# Testing a network for jet images

This Jupyter Notebook will test a pre-trained network for jet images. The data used is created in examples/process_jet_images.

## Preparing the data

Note: You have to change the path to the directory where your processed files are. 

In [1]:
import pandas as pd

# Change this path to point to where you have stored the data: 
pkl_path = '/Users/nallenallis/Documents/LTH/Exjobb/data/jet images/images/jet_images_LAGAN_images_signal.pkl'

# Read the .pkl-file with Pandas
df = pd.read_pickle(pkl_path)

In [2]:
# Separate the DataFrame into two sets.
split = round(0.8*len(df))
train = df[:split] # indices 0 to split (80 %)
test = df[split:] # indices split to end (20 %)

## Setting up the network

### Inputting the data

Adding the two datasets as TensorDatasets to PyTorch (also loading all other classes we'll need later)

In [3]:
import torch
import torch.nn as nn
import torch.optim as optim
import torch.utils.data
from torch.autograd import Variable

from torch.utils.data import TensorDataset
from torch.utils.data import DataLoader

from fastai import learner
from fastai.data import core

train_x = train
test_x = test
train_y = train_x  # y = x since we are building an autoencoder
test_y = test_x

# Constructs a tensor object of the data and wraps them in a TensorDataset object.
train_ds = TensorDataset(torch.tensor(train_x.values, dtype=torch.float), torch.tensor(train_y.values, dtype=torch.float))
valid_ds = TensorDataset(torch.tensor(test_x.values, dtype=torch.float), torch.tensor(test_y.values, dtype=torch.float))
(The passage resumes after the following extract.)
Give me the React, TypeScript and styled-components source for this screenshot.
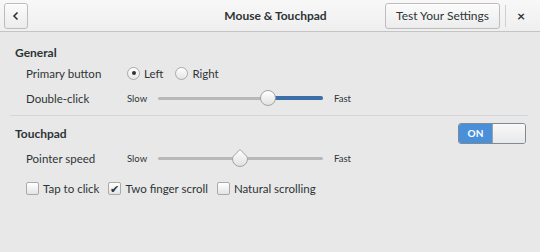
import React from 'react'
import styled, { createGlobalStyle } from 'styled-components'

const GlobalStyle = createGlobalStyle`
  html, body {
    margin: 0;
    padding: 0;
    background: #e8e8e8;
  }
  body {
    font-family: Lato, 'Open Sans', sans-serif;
    color: #2e3436;
  }
`

const Window = styled.div`
  width: 540px;
  height: 252px;
  background: #e8e8e8;
  overflow: hidden;
`

const HeaderBar = styled.div`
  height: 32px;
  display: flex;
  align-items: center;
  padding: 0 4px;
  background: linear-gradient(#f8f8f8, #efefef);
  border-bottom: 1px solid #c4c4c4;
  box-sizing: border-box;
`

const HeaderButton = styled.button`
  height: 26px;
  border: 1px solid #bdbdbd;
  border-radius: 3px;
  background: linear-gradient(#fbfbfb, #ececec);
  font-family: inherit;
  font-size: 12px;
  color: #2e3436;
  padding: 0 10px;
  display: flex;
  align-items: center;
  justify-content: center;
  box-shadow: inset 0 1px #fff;
`

const BackButton = styled(HeaderButton)`
  width: 24px;
  padding: 0;
`

const Title = styled.div`
  flex: 1;
  text-align: center;
  font-weight: 700;
  font-size: 12px;
  padding-left: 138px;
`

const Divider = styled.div`
  width: 1px;
  height: 22px;
  background: #d0d0d0;
  margin-left: 5px;
`

const CloseButton = styled.div`
  width: 30px;
  text-align: center;
  font-size: 14px;
  font-weight: 700;
`

const Body = styled.div`
  padding: 10px 12px 0 15px;
`

const Section = styled.div`
  display: flex;
  flex-direction: column;
`

const SectionHead = styled.div`
  display: flex;
  align-items: center;
  justify-content: space-between;
  height: 20px;
  font-weight: 700;
  font-size: 12px;
`

const Row = styled.div<{ $h: number }>`
  display: flex;
  align-items: center;
  height: ${p => p.$h}px;
  padding-left: 11px;
  font-size: 11.5px;
`

const Label = styled.div`
  width: 101px;
`

const Radio = styled.span<{ $on?: boolean }>`
  width: 11px;
  height: 11px;
  border-radius: 50%;
  border: 1px solid #a9a9a9;
  background: linear-gradient(#ffffff, #e4e4e4);
  display: inline-flex;
  align-items: center;
  justify-content: center;
  margin-right: 4px;
  &::after {
    content: '';
    width: 4px;
    height: 4px;
    border-radius: 50%;
    background: ${p => (p.$on ? '#2e3436' : 'transparent')};
  }
`

const Option = styled.label<{ $gap?: number }>`
  display: flex;
  align-items: center;
  margin-right: ${p => p.$gap ?? 0}px;
`

const SmallText = styled.span<{ $w: number }>`
  font-size: 9.5px;
  width: ${p => p.$w}px;
`

const Track = styled.div`
  position: relative;
  width: 165px;
  height: 3px;
  border-radius: 2px;
  background: #b8b8b8;
  margin-right: 11px;
`

const Fill = styled.div`
  position: absolute;
  top: -0.5px;
  right: 0;
  height: 4px;
  border-radius: 2px;
  background: #3c6fa7;
`

const Knob = styled.div`
  position: absolute;
  top: 50%;
  width: 14px;
  height: 14px;
  margin: -8px 0 0 -8px;
  border-radius: 50%;
  border: 1px solid #a4a4a4;
  background: linear-gradient(#ffffff, #e2e2e2);
`

const MarkKnob = styled.svg`
  position: absolute;
  top: 50%;
  margin: -10px 0 0 -9px;
`

const Separator = styled.div`
  height: 1px;
  background: #d6d6d6;
  margin: 3px 0 7px -5px;
`

const Switch = styled.div`
  display: flex;
  width: 66px;
  height: 19px;
  border: 1px solid #7f8a93;
  border-radius: 3px;
  overflow: hidden;
  margin-right: 2px;
`

const SwitchOn = styled.div`
  width: 33px;
  background: #4a90d9;
  color: #fff;
  font-size: 10px;
  font-weight: 700;
  display: flex;
  align-items: center;
  justify-content: center;
`

const SwitchOff = styled.div`
  flex: 1;
  border-left: 1px solid #9aa3aa;
  background: linear-gradient(#f9f9f9, #e8e8e8);
`

const Check = styled.span`
  width: 11px;
  height: 11px;
  border: 1px solid #a9a9a9;
  border-radius: 2px;
  background: linear-gradient(#ffffff, #e4e4e4);
  display: inline-flex;
  align-items: center;
  justify-content: center;
  margin-right: 4px;
  font-size: 11px;
  line-height: 1;
  color: #2e3436;
`

function Slider({ pos, fill, marked }: { pos: number; fill?: boolean; marked?: boolean }) {
  return (
    <Track>
      {fill && <Fill style={{ left: pos }} />}
      {marked ? (
        <MarkKnob width="18" height="20" viewBox="0 0 18 20" style={{ left: pos }}>
          <defs>
            <linearGradient id="kg" x1="0" y1="0" x2="0" y2="1">
              <stop offset="0" stopColor="#ffffff" />
              <stop offset="1" stopColor="#e0e0e0" />
            </linearGradient>
          </defs>
          <path d="M9 1.5 L15.5 8 Q16.5 9 16.5 11 A7.5 7.5 0 0 1 1.5 11 Q1.5 9 2.5 8 Z" fill="url(#kg)" stroke="#a4a4a4" strokeWidth="1" />
        </MarkKnob>
      ) : (
        <Knob style={{ left: pos }} />
      )}
    </Track>
  )
}

export default function App() {
  return (
    <Window>
      <GlobalStyle />
      <HeaderBar>
        <BackButton>
          <svg width="10" height="10" viewBox="0 0 10 10">
            <path d="M6.5 1.5 L3 5 L6.5 8.5" fill="none" stroke="#2e3436" strokeWidth="1.6" />
          </svg>
        </BackButton>
        <Title>Mouse &amp; Touchpad</Title>
        <HeaderButton>Test Your Settings</HeaderButton>
        <Divider />
        <CloseButton>×</CloseButton>
      </HeaderBar>
      <Body>
        <Section>
          <SectionHead>General</SectionHead>
          <Row $h={22}>
            <Label>Primary button</Label>
            <Option $gap={12}>
              <Radio $on />Left
            </Option>
            <Option>
              <Radio />Right
            </Option>
          </Row>
          <Row $h={28}>
            <Label>Double-click</Label>
            <SmallText $w={31}>Slow</SmallText>
            <Slider pos={110} fill />
            <SmallText $w={30}>Fast</SmallText>
          </Row>
        </Section>
        <Separator />
        <Section>
          <SectionHead>
            Touchpad
            <Switch>
              <SwitchOn>ON</SwitchOn>
              <SwitchOff />
            </Switch>
          </SectionHead>
          <Row $h={30}>
            <Label>Pointer speed</Label>
            <SmallText $w={31}>Slow</SmallText>
            <Slider pos={82} marked />
            <SmallText $w={30}>Fast</SmallText>
          </Row>
          <Row $h={30}>
            <Option $gap={9}>
              <Check />Tap to click
            </Option>
            <Option $gap={9}>
              <Check>✔</Check>Two finger scroll
            </Option>
            <Option>
              <Check />Natural scrolling
            </Option>
          </Row>
        </Section>
      </Body>
    </Window>
  )
}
We now set things up to load the data, and we use a batch size that was optimized by previous students...note also that this is fastai v2, migration thanks to Jessica Lastow.

In [4]:
bs = 256

# Converts the TensorDataset into a DataLoader object and combines into one DataLoaders object (a basic wrapper
# around several DataLoader objects). 
train_dl = DataLoader(train_ds, batch_size=bs, shuffle=True)
valid_dl = DataLoader(valid_ds, batch_size=bs * 2)
dls = core.DataLoaders(train_dl, valid_dl)

### Preparing the network

Here we have an example network. Details aren't too important, as long as they match what was already trained for us...in this case we have a LeakyReLU, tanh activation function, and a number of layers that goes from 4 to 200 to 20 to 3 (number of features in the hidden layer that we pick for testing compression) and then back all the way to 4. 

In [5]:
class AE_3D_200_LeakyReLU_test(nn.Module):
    def __init__(self, n_features=625):
        super(AE_3D_200_LeakyReLU_test, self).__init__()
        self.en1 = nn.Linear(n_features, 300)
        self.en2 = nn.Linear(300, 100)
        self.de1 = nn.Linear(100, 300)
        self.de2 = nn.Linear(300, n_features)
        #self.en1 = nn.Linear(n_features, 625)
        #self.en2 = nn.Linear(625, 625)
        #self.de1 = nn.Linear(625, 625)
        #self.de2 = nn.Linear(625, n_features)
        self.tanh = nn.Tanh()

    def encode(self, x):
        return self.en2(self.tanh(self.en1(x)))

    def decode(self, x):
        return self.de2(self.tanh(self.de1(self.tanh(x))))

    def forward(self, x):
        z = self.encode(x)
        return self.decode(z)

    def describe(self):
        return 'text'

model = AE_3D_200_LeakyReLU_test()
model.to('cpu')

AE_3D_200_LeakyReLU_test(
  (en1): Linear(in_features=625, out_features=300, bias=True)
  (en2): Linear(in_features=300, out_features=100, bias=True)
  (de1): Linear(in_features=100, out_features=300, bias=True)
  (de2): Linear(in_features=300, out_features=625, bias=True)
  (tanh): Tanh()
)

We now have to pick a loss function - MSE loss is appropriate for a compression autoencoder since it reflects the [(input-output)/input] physical quantity that we want to minimize. 

In [6]:
from fastai.metrics import mse

loss_func = nn.MSELoss()
wd = 1e-6

learn = learner.Learner(dls, model=model, wd=wd, loss_func=loss_func)

## Loading the pre-trained network

In [7]:
#learn.load('bg_all_img_625-625-625-625')
learn.load('bg_all_img_625-300-100-300-625')

<fastai.learner.Learner at 0x1213d0370>

In [8]:
learn.validate()

(#1) [0.08032570034265518]

## Preparing for analysis

In [9]:
import os

save_dir = "plotOutput"
if not os.path.exists(save_dir):
    os.makedirs(save_dir)

In [10]:
import numpy as np

model.to('cpu')

data = torch.tensor(test.values, dtype=torch.float)
pred = model(data)
pred = pred.detach().numpy()
data = data.detach().numpy()

data_df = pd.DataFrame(data, columns=test.columns)
pred_df = pd.DataFrame(pred, columns=test.columns)

In [11]:
pred_df.to_pickle(os.path.join(save_dir,'bg_all_img_625-300-100-300-625_output_signal.pkl'))
#pred_df.to_pickle(os.path.join(save_dir,'bg_all_img_625-625-625-625-625_output_signal.pkl'))
#pred_df.to_pickle(os.path.join(save_dir,'bg_all_img_625-300-100-300-625_output.pkl'))